Among the “crimes” for which you can be put to death in “reforming” Saudi Arabia are apostasy (renouncing Islam), blasphemy, prostitution, witchcraft, homosexuality and adultery. Those who are executed are sometimes crucified as well. Lesser criminals often have their hands chopped off without anesthesia.

Jew-hate runs deep in Saudi Arabia, as it does in much of the Middle East. Children’s schoolbooks teach impressionable youngsters to hate not only Jews, but also other religious minorities, gays and others deemed unworthy of humanity. “The hour of God’s judgment will not come until the Muslims fight the Jews and kill them,” reads one textbook.

In recent weeks, Saudi brutality was once again making international headlines when a jailed blogger, Raif Badawi, was publicly flogged 50 times — he will eventually receive 950 more lashes — for advocating free speech, and when video of a woman’s beheading was leaked for the world to see.

President Obama knew all, or at least enough, of this when he issued a statement eulogizing King Abdullah, who ruled from 1996 until his death last week at age 90.

“As a leader, he was always candid and had the courage of his convictions,” said Obama. “One of those convictions was his steadfast and passionate belief in the importance of the US-Saudi relationship as a force for stability and security in the Middle East and beyond.”

Obama cut short his trip to India to rush to Riyadh, the Saudi capital, to meet with the new king, Salman bin Abdulaziz Al Saud. The president enjoyed an opulent meal with his host, who he praised for supporting his war against Islamic State jihadists in neighboring Iraq and nearby Syria.

When asked about the kingdom’s appalling human rights record, Obama sheepishly told CNN that “sometimes we have to balance our need to speak to them about human rights issues with immediate concerns that we have in terms of countering terrorism or dealing with regional stability.”

Speaking of terrorism, surely Obama is aware that 15 of the 19 hijackers who killed nearly 3,000 Americans on September 11, 2001 were Saudi nationals. Or that the very royal family he was sitting down to feast with is a well-known and generous financier for Islamist terrorism.

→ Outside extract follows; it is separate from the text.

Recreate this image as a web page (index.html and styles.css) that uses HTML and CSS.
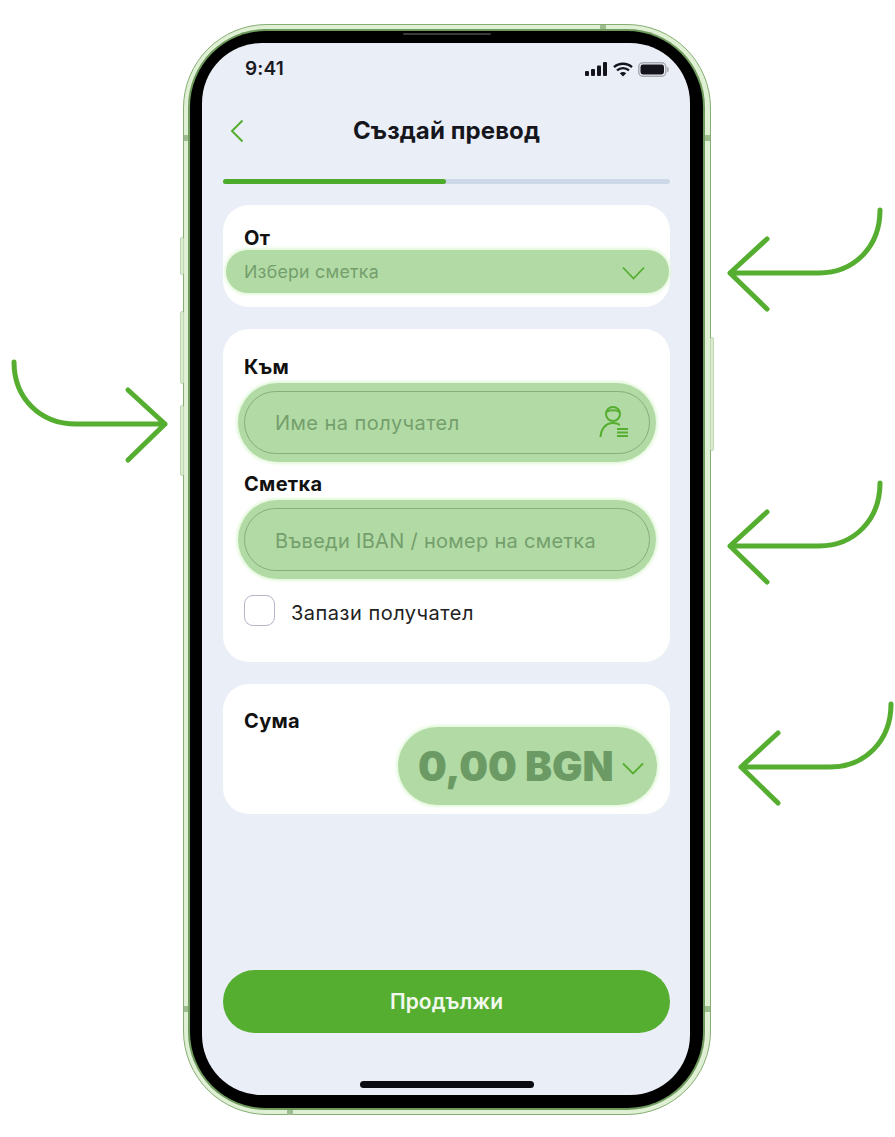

Of course, being the world’s biggest oil exporter, and America’s number two source of imported oil, gets big love from Washington and Wall Street, which have, after all, supported genocide for much lesser gain. But America’s hypocrisy is all the more galling when you consider that nations which pose little (Russia, Iran) or no (Venezuela, Cuba) threat to US interests are demonized and even punished, sometimes severely, for far lesser transgressions.

Perhaps King Salman will open the door to meaningful reforms in the kingdom he inherits. But the signs are not good. Salman has occupied the Saudi throne for four days now, and already four people have been beheaded under his reign. And while women are expected to gain the right to vote — and run—  in local elections starting later this year, the kingdom remains ruled by one of the world’s most repressive regimes, with precious few personal freedoms for any of its subjects, male or female.

It’s been that way through successive US administrations dating back to the discovery of oil there, and it will likely stay that way until the last drop of Saudi crude is squeezed from the earth.